Attributes from other namespaces may be placed on the xi:include element. Unqualified attribute names are reserved for future versions of this specification, and must be ignored by XInclude 1.0 processors.

The content of the xi:include element is not constrained by this specification.

The following (non-normative) XML Schema illustrates the content model of the xi namespace:

<xs:schema xmlns:xs="http://www.w3.org/2001/XMLSchema"
           xmlns:xi="http://www.w3.org/2001/XInclude"
           targetNamespace="http://www.w3.org/2001/XInclude">

  <xs:element name="include">
    <xs:complexType mixed="true">
      <xs:attribute name="href" type="xs:anyURI" use="required"/>
      <xs:attribute name="parse">
        <xs:simpleType>
          <xs:restriction base="xs:string">
            <xs:enumeration value="xml"/>
            <xs:enumeration value="text"/>
          </xs:restriction>
        </xs:simpleType>
      </xs:attribute>
      <xs:attribute name="encoding" type="xs:string"/>
      <xs:anyAttribute />
    </xs:complexType>
  </xs:element>

</xs:schema>

The following (non-normative) DTD fragment illustrates a sample declaration for the xi:include element:

<!ELEMENT xi:include EMPTY>
<!ATTLIST xi:include
    xmlns:xi   #FIXED   "http://www.w3.org/2001/XInclude"
    href       CDATA                                   #REQUIRED
    parse      (xml|text)                              "xml"
    encoding   CDATA                                   #IMPLIED
>

4. Processing Model

Inclusion as defined in this document is a specific type of XML Information Set [XML Infoset] transformation.

[Definition: ] The input for the inclusion transformation consists of a source infoset. [Definition: ] The output, called the result infoset, is a new infoset which merges the source infoset with the infosets of resources identified by URI references appearing in xi:include elements. Thus a mechanism to resolve URIs and return the identified resources as infosets is assumed. Well-formed XML entities that do not have defined infosets (e.g. an external entity file with multiple top-level elements) are outside the scope of this specification, either for use as a source infoset or the result infoset.

Inclusion is indicated by the presence of xi:include elements in the source infoset. [Definition: ] The information items located by the xi:include element are called the included items.
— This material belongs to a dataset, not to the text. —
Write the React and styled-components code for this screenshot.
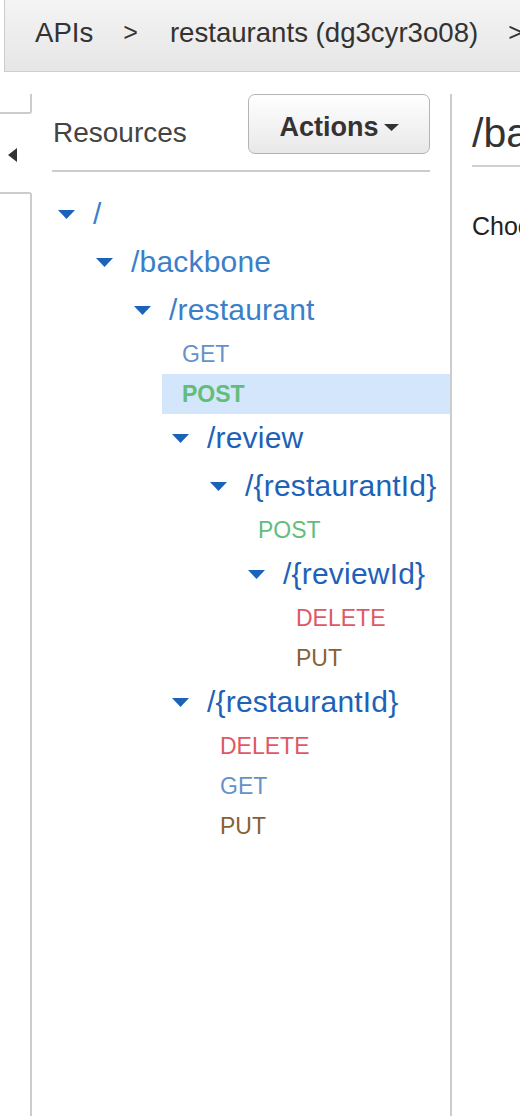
import React from "react";
import styled, { createGlobalStyle } from "styled-components";

const GlobalStyle = createGlobalStyle`
    html, body {
        margin: 0;
        padding: 0;
        background: #ffffff;
        font-family: "Liberation Sans", Arial, sans-serif;
    }
    #root {
        min-height: 100vh;
        display: flex;
        flex-direction: column;
    }
`;

const TopBar = styled.div`
    height: 72px;
    flex: none;
    box-sizing: border-box;
    display: flex;
    align-items: center;
    background: linear-gradient(#f4f4f4, #e6e6e6);
    border-bottom: 1px solid #cfcfcf;
    border-left: 1px solid #cccccc;
    margin-left: 4px;
    padding: 0 0 6px 30px;
    overflow: hidden;
    white-space: nowrap;
    font-size: 27.6px;
    color: #333333;
`;

const Crumb = styled.span`
    flex: none;
`;

const Sep = styled.span`
    flex: none;
    margin: 0 32px 0 30px;
    font-size: 25px;
`;

const Body = styled.div`
    flex: 1;
    display: flex;
    padding-top: 22px;
`;

const SideColumn = styled.div`
    width: 32px;
    flex: none;
    display: flex;
    flex-direction: column;
`;

const SideTopBox = styled.div`
    height: 18px;
    border-right: 2px solid #cccccc;
    border-bottom: 2px solid #cccccc;
    border-bottom-right-radius: 3px;
`;

const CollapseArea = styled.div`
    height: 78px;
    box-sizing: border-box;
    display: flex;
    align-items: center;
    padding: 4px 0 0 8px;
`;

const SideBottomBox = styled.div`
    flex: 1;
    border-right: 2px solid #cccccc;
    border-top: 2px solid #cccccc;
    border-top-right-radius: 3px;
`;

const ResourcePanel = styled.div`
    width: 398px;
    flex: none;
    padding-left: 20px;
    border-right: 2px solid #cccccc;
`;

const PanelHeader = styled.div`
    height: 60px;
    margin-right: 20px;
    padding-bottom: 16px;
    border-bottom: 2px solid #cccccc;
    display: flex;
    align-items: center;
    justify-content: space-between;
`;

const PanelTitle = styled.span`
    font-size: 28px;
    color: #444444;
    padding-left: 1px;
    margin-top: 18px;
`;

const ActionsButton = styled.button`
    width: 182px;
    height: 60px;
    border: 1px solid #b4b4b4;
    border-radius: 7px;
    background: linear-gradient(#ffffff, #e8e8e8);
    font-family: "Liberation Sans", Arial, sans-serif;
    font-size: 27px;
    font-weight: bold;
    color: #333333;
    display: flex;
    align-items: center;
    justify-content: center;
    gap: 5px;
    padding: 6px 0 0 0;
`;

const Tree = styled.div`
    padding-top: 18px;
`;

const ResourceRow = styled.div`
    height: 48px;
    display: flex;
    align-items: center;
    padding-left: ${(p) => 6 + p.$level * 38}px;
    font-size: 30px;
    color: ${(p) => (p.$light ? "#3c7fc9" : "#1d62b7")};
    letter-spacing: 0.2px;
`;

const Caret = styled.span`
    width: 35px;
    flex: none;
    display: flex;
    align-items: center;
`;

const MethodRow = styled.div`
    height: 40px;
    display: flex;
    align-items: center;
    margin-left: ${(p) => 34 + p.$level * 38}px;
    padding-left: 20px;
    font-size: 23px;
    font-weight: ${(p) => (p.$selected ? "bold" : "normal")};
    background: ${(p) => (p.$selected ? "#d3e6fb" : "transparent")};
    color: ${(p) => methodColors[p.$method]};
`;

const methodColors = {
    GET: "#6492c8",
    POST: "#62bd7b",
    DELETE: "#e05863",
    PUT: "#895f34",
};

const DetailPanel = styled.div`
    flex: 1;
    padding-left: 20px;
    overflow: hidden;
    white-space: nowrap;
`;

const DetailTitle = styled.div`
    padding: 15px 0 8px 0;
    line-height: 48px;
    font-size: 41px;
    color: #333333;
    border-bottom: 2px solid #d0d0d0;
`;

const DetailText = styled.div`
    margin-top: 44px;
    line-height: 30px;
    font-size: 25px;
    color: #222222;
`;

const DownTriangle = ({ color = "#1c62b9", w = 17, h = 9 }) => (
    <svg width={w} height={h} viewBox={`0 0 ${w} ${h}`}>
        <path d={`M0 0 L${w} 0 L${w / 2} ${h} Z`} fill={color} />
    </svg>
);

const LeftTriangle = () => (
    <svg width="9" height="14" viewBox="0 0 9 14">
        <path d="M9 0 L9 14 L0 7 Z" fill="#333333" />
    </svg>
);

const tree = [
    { type: "res", level: 0, name: "/", light: true },
    { type: "res", level: 1, name: "/backbone", light: true },
    { type: "res", level: 2, name: "/restaurant", light: true },
    { type: "method", level: 2, name: "GET" },
    { type: "method", level: 2, name: "POST", selected: true },
    { type: "res", level: 3, name: "/review" },
    { type: "res", level: 4, name: "/{restaurantId}" },
    { type: "method", level: 4, name: "POST" },
    { type: "res", level: 5, name: "/{reviewId}" },
    { type: "method", level: 5, name: "DELETE" },
    { type: "method", level: 5, name: "PUT" },
    { type: "res", level: 3, name: "/{restaurantId}" },
    { type: "method", level: 3, name: "DELETE" },
    { type: "method", level: 3, name: "GET" },
    { type: "method", level: 3, name: "PUT" },
];

const App = () => {
    return (
        <>
            <GlobalStyle />
            <TopBar>
                <Crumb>APIs</Crumb>
                <Sep>&gt;</Sep>
                <Crumb>restaurants (dg3cyr3o08)</Crumb>
                <Sep>&gt;</Sep>
                <Crumb>/backbone/restaurant</Crumb>
            </TopBar>

            <Body>
                <SideColumn>
                    <SideTopBox />
                    <CollapseArea>
                        <LeftTriangle />
                    </CollapseArea>
                    <SideBottomBox />
                </SideColumn>

                <ResourcePanel>
                    <PanelHeader>
                        <PanelTitle>Resources</PanelTitle>
                        <ActionsButton>
                            Actions
                            <DownTriangle color="#333333" w={15} h={7} />
                        </ActionsButton>
                    </PanelHeader>

                    <Tree>
                        {tree.map((item, i) =>
                            item.type === "res" ? (
                                <ResourceRow key={i} $level={item.level} $light={item.light}>
                                    <Caret>
                                        <DownTriangle />
                                    </Caret>
                                    {item.name}
                                </ResourceRow>
                            ) : (
                                <MethodRow
                                    key={i}
                                    $level={item.level}
                                    $method={item.name}
                                    $selected={item.selected}
                                >
                                    {item.name}
                                </MethodRow>
                            )
                        )}
                    </Tree>
                </ResourcePanel>

                <DetailPanel>
                    <DetailTitle>/backbone/restaurant - POST</DetailTitle>
                    <DetailText>Choose an integration point for your new method.</DetailText>
                </DetailPanel>
            </Body>
        </>
    );
};

export default App;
The result infoset is essentially a copy of the source infoset, with each xi:include element replaced by its corresponding included items.

4.1. The Include Location

The value of the href attribute is interpreted as a IURI reference. [Definition: ] An internationalized URI reference, or IURI [IURI], is a URI reference that directly uses Unicode characters [Unicode]. IURI references allow a superset of the characters of fully escaped URI references, but must have normal occurrences of the percent sign (%) escaped because it is the character used for escaping in URIs and IURIs.

The base URI for relative IURIs is the base URI of the xi:include element as specified in XML Base [XML Base]. [Definition: ] The IURI resulting from resolution to absolute IURI form is called the include location.

The set of characters allowed in an href attribute is the same as for XML, namely [Unicode]. However, some Unicode characters are disallowed from URI references. Thus the disallowed characters in URI references must ultimately be encoded and escaped in order for URI resolver software to be able to handle them.

The disallowed characters include all non-ASCII characters, plus the excluded characters listed in Section 2.4 of [IETF RFC 2396], except for the number sign (#) and percent sign (%) characters and the square bracket characters re-allowed in [IETF RFC 2732]. Disallowed characters are escaped as follows:

Each disallowed character is converted to UTF-8 [IETF RFC 2279] as one or more bytes.
Any bytes corresponding to a disallowed character are escaped with the URI escaping mechanism (that is, converted to %HH, where HH is the hexadecimal notation of the byte value).
The original character is replaced by the resulting character sequence.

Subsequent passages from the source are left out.